Vetiver Extraordinaire captures the sensibility of the Frédéric Malle line perfectly. It is a superlative contemporary spin on a traditional form. Though not nearly as ubiquitous, Vetiver Extraordinaire rivals Guerlain Vetiver as the standard-bearer of the genre among vetiver enthusiasts.
I find Vetiver Extraordinaire to be good, but nothing extraordinary. It opens up on the skin as a bright fresh fragrance; but not too fresh such as Creed or Tom Ford. The vetiver note in question is clean and bright; not smoky or earthy. The pink pepper accentuates the fresh quality with a shimmering effect; it is almost glowing. The fragrance projects moderately and dries down to a soft base of woods with hints of musk and resin.
My biggest disappointment was in the fact that this just seemed to sit on the skin and was very soft. The performance was sorely lacking. I don't know if it's the fragrance- I'm assuming it is my own skin chemistry.

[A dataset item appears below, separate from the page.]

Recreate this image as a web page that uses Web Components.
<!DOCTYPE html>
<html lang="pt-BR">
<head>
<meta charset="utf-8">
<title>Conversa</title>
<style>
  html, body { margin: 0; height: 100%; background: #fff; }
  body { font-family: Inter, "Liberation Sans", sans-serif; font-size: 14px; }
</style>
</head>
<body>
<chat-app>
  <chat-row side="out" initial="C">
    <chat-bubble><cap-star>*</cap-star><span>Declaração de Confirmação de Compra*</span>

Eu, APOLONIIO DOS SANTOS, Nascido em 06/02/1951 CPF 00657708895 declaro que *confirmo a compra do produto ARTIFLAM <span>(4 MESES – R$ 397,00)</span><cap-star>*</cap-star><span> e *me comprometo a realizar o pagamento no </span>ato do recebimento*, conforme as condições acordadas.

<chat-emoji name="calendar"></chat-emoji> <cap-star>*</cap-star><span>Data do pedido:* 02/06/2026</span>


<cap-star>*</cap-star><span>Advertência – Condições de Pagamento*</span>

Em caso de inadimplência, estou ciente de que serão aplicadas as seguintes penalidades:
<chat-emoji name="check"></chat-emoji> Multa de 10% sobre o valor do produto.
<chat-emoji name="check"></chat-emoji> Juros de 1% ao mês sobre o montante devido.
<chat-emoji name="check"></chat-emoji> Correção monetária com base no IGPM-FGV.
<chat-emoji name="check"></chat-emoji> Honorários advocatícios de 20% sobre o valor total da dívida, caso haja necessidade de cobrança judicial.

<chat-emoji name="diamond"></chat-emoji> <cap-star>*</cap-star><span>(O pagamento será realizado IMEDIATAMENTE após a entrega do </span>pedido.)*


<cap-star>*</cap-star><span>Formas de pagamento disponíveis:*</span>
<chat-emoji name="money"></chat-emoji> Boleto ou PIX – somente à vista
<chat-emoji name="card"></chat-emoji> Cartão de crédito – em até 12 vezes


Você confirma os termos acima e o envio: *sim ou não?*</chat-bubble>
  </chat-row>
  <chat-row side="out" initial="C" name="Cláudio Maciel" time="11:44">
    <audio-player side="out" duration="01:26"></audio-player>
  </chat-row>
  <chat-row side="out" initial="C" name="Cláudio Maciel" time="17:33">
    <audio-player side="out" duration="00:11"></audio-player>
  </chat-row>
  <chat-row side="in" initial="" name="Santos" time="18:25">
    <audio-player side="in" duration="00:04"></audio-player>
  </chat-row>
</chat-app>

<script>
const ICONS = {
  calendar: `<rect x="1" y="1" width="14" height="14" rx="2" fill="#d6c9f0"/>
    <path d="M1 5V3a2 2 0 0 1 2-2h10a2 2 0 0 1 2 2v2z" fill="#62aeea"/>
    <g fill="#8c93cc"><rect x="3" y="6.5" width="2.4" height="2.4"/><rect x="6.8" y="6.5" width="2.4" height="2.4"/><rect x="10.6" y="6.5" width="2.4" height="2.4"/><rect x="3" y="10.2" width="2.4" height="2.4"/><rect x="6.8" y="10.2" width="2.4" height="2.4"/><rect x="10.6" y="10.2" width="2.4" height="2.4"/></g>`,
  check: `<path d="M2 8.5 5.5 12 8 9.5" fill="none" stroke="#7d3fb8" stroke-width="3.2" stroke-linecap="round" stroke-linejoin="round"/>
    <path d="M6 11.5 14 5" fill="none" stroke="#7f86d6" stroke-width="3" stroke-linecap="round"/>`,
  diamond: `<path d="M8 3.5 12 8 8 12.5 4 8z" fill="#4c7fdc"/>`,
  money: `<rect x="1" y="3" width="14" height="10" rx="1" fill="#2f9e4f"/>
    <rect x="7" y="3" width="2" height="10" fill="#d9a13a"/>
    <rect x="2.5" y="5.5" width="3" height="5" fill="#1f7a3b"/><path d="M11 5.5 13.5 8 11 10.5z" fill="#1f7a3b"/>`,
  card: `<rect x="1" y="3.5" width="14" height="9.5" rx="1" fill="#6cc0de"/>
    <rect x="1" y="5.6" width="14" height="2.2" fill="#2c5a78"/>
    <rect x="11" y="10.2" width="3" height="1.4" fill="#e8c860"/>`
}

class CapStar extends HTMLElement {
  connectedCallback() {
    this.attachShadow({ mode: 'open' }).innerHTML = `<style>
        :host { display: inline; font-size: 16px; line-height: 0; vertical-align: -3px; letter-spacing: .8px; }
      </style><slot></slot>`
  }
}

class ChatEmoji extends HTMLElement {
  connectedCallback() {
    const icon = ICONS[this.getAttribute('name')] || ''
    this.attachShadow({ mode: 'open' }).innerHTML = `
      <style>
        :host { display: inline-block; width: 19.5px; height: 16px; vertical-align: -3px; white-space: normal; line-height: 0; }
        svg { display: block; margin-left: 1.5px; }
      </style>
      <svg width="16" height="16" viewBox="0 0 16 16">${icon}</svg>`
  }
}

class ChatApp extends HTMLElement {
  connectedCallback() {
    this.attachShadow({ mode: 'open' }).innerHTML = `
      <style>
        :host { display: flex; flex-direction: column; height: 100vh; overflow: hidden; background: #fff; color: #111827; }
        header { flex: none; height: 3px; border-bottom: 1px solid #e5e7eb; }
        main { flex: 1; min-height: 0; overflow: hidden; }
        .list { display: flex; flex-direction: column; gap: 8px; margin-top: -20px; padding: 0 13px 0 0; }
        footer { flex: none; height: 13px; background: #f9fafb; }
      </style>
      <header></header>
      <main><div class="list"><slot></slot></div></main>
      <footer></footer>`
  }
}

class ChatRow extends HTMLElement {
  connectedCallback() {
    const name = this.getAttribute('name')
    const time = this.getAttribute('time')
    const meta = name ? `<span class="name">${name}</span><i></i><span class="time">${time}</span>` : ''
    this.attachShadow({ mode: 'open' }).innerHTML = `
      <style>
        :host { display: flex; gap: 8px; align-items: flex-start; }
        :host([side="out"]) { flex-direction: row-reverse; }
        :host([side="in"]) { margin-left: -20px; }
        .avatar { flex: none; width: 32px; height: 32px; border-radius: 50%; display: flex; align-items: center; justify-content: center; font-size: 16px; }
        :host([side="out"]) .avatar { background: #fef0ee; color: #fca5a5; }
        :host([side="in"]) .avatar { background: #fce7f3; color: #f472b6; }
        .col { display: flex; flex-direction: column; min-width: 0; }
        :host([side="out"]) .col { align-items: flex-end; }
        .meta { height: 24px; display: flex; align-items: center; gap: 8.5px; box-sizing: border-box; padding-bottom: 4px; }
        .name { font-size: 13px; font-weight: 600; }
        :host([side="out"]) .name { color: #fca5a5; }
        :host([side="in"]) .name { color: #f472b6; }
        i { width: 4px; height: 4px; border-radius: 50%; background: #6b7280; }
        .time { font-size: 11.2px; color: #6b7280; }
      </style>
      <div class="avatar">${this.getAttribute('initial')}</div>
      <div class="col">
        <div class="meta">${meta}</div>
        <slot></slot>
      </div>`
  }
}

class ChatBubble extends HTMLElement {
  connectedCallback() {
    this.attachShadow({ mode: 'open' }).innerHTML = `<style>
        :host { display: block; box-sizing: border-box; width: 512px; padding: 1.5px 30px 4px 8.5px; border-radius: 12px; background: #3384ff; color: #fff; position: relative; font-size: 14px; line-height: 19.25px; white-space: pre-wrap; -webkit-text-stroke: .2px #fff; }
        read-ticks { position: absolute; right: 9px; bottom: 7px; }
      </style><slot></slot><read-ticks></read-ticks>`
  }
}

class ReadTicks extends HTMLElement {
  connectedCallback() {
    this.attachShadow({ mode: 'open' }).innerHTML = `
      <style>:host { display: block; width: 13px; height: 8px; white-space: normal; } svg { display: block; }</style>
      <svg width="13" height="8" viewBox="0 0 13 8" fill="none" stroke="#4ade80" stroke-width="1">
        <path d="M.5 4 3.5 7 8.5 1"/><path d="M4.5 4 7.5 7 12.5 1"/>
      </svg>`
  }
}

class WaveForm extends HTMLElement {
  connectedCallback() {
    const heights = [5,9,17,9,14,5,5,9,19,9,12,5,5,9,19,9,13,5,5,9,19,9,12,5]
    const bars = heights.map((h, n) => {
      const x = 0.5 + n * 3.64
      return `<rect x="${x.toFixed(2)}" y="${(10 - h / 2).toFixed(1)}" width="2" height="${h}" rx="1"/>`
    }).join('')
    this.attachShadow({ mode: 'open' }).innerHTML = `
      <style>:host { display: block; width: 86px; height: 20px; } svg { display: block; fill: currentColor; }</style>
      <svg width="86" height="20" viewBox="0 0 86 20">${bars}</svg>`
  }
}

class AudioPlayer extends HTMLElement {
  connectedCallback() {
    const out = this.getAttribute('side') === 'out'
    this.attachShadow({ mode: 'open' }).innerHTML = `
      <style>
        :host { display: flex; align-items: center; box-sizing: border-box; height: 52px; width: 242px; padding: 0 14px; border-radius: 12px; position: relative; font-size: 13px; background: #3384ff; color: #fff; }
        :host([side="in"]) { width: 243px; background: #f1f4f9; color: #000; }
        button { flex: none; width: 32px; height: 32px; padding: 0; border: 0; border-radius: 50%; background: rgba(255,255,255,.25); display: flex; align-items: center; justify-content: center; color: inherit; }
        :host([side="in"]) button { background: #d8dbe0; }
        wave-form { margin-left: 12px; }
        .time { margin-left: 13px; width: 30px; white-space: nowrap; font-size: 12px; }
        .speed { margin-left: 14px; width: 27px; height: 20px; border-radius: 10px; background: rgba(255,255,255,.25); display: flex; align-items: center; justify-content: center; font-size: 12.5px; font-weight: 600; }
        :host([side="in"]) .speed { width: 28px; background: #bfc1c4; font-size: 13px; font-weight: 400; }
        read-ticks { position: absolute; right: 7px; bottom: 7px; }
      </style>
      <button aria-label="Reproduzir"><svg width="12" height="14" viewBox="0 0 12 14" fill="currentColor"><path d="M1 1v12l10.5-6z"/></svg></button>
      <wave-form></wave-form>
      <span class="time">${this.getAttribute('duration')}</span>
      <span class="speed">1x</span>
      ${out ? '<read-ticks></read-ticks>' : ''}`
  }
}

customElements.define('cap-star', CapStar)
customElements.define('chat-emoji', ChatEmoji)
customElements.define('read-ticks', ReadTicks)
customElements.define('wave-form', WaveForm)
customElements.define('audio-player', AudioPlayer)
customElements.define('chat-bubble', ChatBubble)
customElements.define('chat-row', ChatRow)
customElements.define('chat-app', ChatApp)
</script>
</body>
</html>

I'd recommend people to try this one out, and watch out for the performance. I'm sticking with Creed and Tom Ford.
Extraordinarily disappointed with this vetiver. Many of the Malle's I've tried seem to possess these unpalatable melange of notes, with one (or two, or three, or four...) notes always "off" and this one is no exception.

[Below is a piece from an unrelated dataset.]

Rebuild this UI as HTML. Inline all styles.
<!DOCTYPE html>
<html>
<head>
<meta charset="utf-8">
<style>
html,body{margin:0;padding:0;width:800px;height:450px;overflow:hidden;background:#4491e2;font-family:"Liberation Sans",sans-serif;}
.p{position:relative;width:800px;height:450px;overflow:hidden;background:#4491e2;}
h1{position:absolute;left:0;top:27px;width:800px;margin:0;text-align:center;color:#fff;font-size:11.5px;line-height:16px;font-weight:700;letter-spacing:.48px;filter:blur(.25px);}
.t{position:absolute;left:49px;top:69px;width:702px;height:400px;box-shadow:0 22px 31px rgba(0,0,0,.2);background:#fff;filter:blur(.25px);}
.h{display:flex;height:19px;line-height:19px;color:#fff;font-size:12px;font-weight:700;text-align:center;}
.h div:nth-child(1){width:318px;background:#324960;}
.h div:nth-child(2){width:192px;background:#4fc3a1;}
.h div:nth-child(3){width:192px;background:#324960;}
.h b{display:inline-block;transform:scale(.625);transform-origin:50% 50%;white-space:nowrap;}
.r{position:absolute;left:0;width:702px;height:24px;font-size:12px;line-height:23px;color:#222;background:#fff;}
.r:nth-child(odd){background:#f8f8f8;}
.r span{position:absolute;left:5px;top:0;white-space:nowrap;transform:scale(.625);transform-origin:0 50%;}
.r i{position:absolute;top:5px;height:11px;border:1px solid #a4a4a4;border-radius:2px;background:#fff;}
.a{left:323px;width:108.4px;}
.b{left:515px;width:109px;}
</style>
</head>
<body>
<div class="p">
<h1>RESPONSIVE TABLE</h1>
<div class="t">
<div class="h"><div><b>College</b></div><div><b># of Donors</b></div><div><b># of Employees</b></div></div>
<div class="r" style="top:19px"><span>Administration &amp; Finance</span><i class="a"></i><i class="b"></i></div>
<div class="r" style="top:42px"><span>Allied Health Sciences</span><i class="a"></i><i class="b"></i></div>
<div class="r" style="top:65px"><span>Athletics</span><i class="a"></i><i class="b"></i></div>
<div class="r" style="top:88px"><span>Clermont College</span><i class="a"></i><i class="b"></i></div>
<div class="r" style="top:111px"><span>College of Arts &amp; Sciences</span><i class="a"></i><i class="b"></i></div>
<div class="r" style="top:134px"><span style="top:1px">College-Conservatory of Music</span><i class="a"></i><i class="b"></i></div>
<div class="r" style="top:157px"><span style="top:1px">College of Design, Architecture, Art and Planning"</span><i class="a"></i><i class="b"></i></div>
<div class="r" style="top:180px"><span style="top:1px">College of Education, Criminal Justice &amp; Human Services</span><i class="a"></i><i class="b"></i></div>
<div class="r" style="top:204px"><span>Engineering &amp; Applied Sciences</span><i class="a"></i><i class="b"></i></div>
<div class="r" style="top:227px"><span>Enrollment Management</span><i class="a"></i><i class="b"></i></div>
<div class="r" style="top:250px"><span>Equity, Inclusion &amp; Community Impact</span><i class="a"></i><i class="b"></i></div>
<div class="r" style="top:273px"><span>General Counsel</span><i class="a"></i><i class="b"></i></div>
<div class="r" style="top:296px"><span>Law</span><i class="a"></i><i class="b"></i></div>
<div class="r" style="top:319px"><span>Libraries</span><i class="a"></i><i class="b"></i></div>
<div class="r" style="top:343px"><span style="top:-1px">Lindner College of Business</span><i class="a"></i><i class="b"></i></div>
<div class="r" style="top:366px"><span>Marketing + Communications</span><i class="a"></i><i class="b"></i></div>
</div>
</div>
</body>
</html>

No need to really describe transitions as others have already done so, and it's mostly vetiver, but I find either the pink pepper (which I usually like), cloves, or musk in complete disharmony with its eponymous note. It comes across as anything but refreshing, almost rancidly sour, in fact, like smelling something that's turned...
Every time I wear this one I hope to find something I missed or to have it open up differently, but each time I'm left with the same reaction.
01st April, 2015 (last edited: 02nd April, 2015)
The refreshing opening is realistic orange with vetiver. Very nice. As the pepper and cloves enter into the picture the overall effect makes the fragrance greener. The sandalwood, cedar, oakmoss, incense and musk seem to apportion themselves without taking over completely making the wood more tangy than heavy. This is easily one of the best vetivers. For the price Guerlain vetiver is a better overall deal but if you can afford it then I recommend this vetiver.
Every time I read reviews, no matter how many are negative or ambivalent, I order samples hoping to experience the positive.
Not this time.
I get a vicious blast of clove, so much so my throat goes numb. This takes an hour to disappear, finally allowing the neutral green vetiver to come through. This smells quite similar to Guerlain's Vetiver, but slightly less soapy. No bitter green herbal goodness here. This fades to become a sad, dumpy musk over the next few hours. I can still smell the musk after 12 hours but only when I bring my wrist up to my nose.
Unless I am hot, the sillage is minimal, i.e. right next to the skin.
If I had paid even a quarter of the 50ml price, I would be annoyed at this timid, one dimensional bottle of chicanery.
Ropion's not pulling any punches here! Vétiver Extraordinaire arrives all wickedly harsh and green, like a big, herbaceous uppercut to the jaw. Then, just as it starts looking too aggressively bitter to wear, the fragrance begins to transform. A bit of incense starts to peek through, along with some woods and a very subtle sweet note that I can't quite pin down. It's arresting and raw, and you have to LOVE vetiver to wear it, but Vétiver Extraordinaire is a very serious, remarkably deep, and beautifully composed fragrance. This s tands with Maître Parfumeur et Gantier's Route du Vétiver, Chanel’s Sycomore, and Givenchy Vetyver as one of the finest vetiver scents I know.